Some of us go down in a blaze of obscurity…

I attended the second meeting of the Open Rights Group. As usual, I got my fill of copyright activism and listened to a talk by Cory Doctorow, former EFF European Affairs Co-ordinator, novelist, copyfighter, etc.

He said something in the Q and A period that was something of a revelation to me. “My biggest problem as a novelist is not piracy,” he said, “it’s obscurity.” This statement made me realize two things: First, he’s right, and second, that this is the retort when our side is accused of not caring about artists.

Record companies are basically bankers. They loan artists money for the cost of making an album, marketing and promotion of the album, distribution, etc. The album sales go toward paying of the loans. So, the record company wants to make its money back from the successful artists’ albums and cover the bad loans it made to the unsuccessful artists.

This is why you have top ten lists, massive payola on the radio, enormous marketing blitzes aimed at getting teens to buy the latest boy band album, etc. You see, the record company actually needs a few big name artists who are going to sell a massive amount of albums to cover the loss on the other artists. Like any banker, they are going to try and maximize their returns while minimizing their losses. That is, they will pick a few “safe” artists that they know will appeal to a wide audience and promote the hell out of them. Everyone else gets left behind.

So, if you sound like the big selling artist of today, you’ll probably find the record company will promote you. This is why, when one band with a new sound makes it big, you suddenly get five or six other bands who sound the same. The record companies don’t want to take risks, so they basically want to sell you the same thing again, with a “new and improved” sticker on the outside.

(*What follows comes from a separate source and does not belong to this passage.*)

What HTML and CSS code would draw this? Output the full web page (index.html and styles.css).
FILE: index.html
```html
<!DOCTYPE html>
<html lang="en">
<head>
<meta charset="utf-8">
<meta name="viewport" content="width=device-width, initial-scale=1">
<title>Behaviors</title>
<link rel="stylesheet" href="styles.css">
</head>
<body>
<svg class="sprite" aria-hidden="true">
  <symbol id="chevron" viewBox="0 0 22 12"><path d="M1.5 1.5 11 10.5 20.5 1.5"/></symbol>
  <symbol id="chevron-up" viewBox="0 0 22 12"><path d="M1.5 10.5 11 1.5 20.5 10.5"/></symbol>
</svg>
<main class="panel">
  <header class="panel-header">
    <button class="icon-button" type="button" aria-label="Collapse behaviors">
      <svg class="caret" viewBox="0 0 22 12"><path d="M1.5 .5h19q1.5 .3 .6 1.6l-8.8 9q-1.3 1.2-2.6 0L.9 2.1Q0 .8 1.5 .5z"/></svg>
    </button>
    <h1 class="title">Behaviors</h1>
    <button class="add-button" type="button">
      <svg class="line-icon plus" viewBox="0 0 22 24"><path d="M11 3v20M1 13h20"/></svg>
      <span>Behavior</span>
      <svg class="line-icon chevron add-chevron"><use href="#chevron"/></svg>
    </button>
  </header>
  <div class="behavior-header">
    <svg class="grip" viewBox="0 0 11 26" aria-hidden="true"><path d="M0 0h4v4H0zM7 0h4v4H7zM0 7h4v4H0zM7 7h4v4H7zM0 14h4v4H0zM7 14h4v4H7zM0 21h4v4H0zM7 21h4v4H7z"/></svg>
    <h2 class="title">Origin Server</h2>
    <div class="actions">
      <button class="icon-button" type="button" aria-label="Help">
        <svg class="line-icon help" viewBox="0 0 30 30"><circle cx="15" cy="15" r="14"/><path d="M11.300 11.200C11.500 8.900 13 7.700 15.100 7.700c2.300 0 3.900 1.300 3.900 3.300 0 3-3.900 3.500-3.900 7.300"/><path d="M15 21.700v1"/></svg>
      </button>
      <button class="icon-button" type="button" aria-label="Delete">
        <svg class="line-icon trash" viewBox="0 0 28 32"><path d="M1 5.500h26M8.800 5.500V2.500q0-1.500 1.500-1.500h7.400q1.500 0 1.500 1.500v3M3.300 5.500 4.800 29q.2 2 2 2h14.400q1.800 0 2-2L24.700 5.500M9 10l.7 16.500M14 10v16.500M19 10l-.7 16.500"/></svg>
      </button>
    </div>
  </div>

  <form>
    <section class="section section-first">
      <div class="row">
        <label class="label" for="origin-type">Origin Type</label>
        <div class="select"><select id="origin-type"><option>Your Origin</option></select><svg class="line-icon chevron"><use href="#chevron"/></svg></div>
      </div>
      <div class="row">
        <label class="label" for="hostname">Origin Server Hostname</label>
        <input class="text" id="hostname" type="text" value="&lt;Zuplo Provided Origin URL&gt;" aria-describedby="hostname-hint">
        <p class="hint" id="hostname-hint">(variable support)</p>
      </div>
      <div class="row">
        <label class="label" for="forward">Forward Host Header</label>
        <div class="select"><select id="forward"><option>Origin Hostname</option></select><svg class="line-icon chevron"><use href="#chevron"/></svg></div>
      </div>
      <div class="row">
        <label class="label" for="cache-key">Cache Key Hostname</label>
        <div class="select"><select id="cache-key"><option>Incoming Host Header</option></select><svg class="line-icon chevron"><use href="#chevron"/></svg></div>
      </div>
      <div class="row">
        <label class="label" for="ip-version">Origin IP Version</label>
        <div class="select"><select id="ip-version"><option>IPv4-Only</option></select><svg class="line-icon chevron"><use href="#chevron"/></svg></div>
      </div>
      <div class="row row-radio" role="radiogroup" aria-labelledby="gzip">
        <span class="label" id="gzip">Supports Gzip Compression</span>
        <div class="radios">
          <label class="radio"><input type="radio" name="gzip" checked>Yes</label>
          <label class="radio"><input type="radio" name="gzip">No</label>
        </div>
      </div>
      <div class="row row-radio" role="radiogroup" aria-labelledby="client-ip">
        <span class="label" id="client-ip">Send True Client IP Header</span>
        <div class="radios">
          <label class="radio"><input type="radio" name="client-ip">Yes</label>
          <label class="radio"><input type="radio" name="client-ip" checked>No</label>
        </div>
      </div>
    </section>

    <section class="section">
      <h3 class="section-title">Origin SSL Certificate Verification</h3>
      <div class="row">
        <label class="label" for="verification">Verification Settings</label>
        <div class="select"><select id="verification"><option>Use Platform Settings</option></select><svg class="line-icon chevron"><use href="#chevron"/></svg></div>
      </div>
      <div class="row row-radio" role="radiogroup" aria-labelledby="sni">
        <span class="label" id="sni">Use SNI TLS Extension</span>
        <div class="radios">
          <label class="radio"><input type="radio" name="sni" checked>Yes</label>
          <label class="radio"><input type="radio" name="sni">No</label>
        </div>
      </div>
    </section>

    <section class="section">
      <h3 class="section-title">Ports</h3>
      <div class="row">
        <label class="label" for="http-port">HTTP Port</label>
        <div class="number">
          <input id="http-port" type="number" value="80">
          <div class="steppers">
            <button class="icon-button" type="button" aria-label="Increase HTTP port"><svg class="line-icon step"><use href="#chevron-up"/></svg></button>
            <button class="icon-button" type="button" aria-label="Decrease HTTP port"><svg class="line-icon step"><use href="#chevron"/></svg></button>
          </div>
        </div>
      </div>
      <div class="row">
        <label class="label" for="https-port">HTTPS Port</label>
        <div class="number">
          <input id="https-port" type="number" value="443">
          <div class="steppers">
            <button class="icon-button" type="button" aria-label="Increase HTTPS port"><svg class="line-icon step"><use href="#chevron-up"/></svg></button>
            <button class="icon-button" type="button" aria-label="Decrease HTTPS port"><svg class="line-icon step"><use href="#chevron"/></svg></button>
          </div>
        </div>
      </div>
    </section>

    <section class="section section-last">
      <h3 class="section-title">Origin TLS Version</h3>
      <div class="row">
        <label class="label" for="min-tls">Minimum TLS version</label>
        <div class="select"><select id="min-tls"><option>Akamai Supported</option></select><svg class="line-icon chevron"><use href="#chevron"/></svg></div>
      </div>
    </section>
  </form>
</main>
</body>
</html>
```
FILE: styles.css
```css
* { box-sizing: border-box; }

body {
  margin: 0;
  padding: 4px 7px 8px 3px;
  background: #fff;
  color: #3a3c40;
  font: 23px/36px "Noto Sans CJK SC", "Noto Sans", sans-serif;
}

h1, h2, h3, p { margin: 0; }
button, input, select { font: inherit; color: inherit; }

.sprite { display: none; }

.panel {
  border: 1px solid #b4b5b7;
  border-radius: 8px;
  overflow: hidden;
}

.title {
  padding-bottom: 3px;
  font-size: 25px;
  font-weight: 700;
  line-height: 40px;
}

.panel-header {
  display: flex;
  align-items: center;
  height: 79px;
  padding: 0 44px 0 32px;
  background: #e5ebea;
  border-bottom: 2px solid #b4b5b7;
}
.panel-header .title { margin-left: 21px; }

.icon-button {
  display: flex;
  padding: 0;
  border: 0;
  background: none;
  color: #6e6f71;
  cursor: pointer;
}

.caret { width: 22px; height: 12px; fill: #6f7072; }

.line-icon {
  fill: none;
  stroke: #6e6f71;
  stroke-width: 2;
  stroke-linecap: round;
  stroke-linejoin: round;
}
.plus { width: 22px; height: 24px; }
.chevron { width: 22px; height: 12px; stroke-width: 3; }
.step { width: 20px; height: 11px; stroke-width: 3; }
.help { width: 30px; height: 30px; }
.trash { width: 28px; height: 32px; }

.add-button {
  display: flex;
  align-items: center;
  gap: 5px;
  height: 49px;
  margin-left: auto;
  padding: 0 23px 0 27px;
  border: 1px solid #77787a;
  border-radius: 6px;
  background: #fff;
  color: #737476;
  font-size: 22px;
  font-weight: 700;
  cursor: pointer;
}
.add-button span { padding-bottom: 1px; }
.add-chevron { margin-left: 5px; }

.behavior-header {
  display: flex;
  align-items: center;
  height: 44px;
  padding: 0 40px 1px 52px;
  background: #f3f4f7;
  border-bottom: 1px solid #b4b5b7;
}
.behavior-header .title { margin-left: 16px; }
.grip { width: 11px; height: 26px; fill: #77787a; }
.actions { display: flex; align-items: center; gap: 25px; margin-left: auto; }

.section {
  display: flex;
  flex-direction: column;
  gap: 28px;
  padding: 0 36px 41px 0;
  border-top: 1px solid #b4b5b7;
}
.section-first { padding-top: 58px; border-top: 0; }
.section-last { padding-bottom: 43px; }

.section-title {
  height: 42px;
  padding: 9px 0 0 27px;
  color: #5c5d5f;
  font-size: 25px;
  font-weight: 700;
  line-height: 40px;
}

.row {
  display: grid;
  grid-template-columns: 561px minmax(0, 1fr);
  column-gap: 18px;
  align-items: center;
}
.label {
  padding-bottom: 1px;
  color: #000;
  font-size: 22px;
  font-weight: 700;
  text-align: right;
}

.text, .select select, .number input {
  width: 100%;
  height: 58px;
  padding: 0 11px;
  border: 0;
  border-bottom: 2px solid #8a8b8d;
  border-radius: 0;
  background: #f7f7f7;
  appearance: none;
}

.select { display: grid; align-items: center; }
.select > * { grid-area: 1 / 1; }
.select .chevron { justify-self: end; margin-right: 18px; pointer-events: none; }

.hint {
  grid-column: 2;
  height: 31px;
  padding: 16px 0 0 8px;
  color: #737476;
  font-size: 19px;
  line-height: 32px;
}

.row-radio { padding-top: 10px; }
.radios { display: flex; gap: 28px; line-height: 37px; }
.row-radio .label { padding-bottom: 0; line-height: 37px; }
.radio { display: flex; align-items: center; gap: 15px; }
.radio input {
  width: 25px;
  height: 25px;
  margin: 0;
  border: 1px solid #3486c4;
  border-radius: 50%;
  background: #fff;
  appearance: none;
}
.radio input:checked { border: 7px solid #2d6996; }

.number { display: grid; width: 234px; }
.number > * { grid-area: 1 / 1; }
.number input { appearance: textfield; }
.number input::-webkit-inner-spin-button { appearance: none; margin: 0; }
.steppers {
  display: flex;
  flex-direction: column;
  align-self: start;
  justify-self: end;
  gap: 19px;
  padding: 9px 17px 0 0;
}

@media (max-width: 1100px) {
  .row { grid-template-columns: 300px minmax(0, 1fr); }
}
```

Lets try a little thought experiment. Imagine a world where the record companies have achieved their goal of creating a technical and legal confluence, such that DRM systems really do work to stop people from sharing music. Leaving aside the impossibility of such a state (for reasons I won’t go into, but if you do any research on security, you’ll understand).

So what happens in this world where perfect DRM exists? There is no casual sharing of music. The only artists that anyone hears are the ones the record companies decide to take a risk on. Now, answer honestly, is this a good thing for artists?

Sure, it’s good for few that the record company decides to promote. But what about the vast number of artists who don’t appeal to a multi-million dollar audience? Or who don’t sound like the hit artist of last month?

Lets say your an artist whose style of music might only appeal to enough people to make, say $60,000 a year. That wouldn’t get you in the door of a record company. But that’s a pretty nice amount of money for your average artist. If, through the sharing culture, enough people found your music such that you’d make sixty grand a year, I think most artists would be pretty happy with that.

The current situation is a fiefdom, where a few at the top make millions and the rest starve. Yes, some artists might not get money every time someone downloads their track, but most artists have a bigger problem. Nobody knows who they are and cares enough to download their track.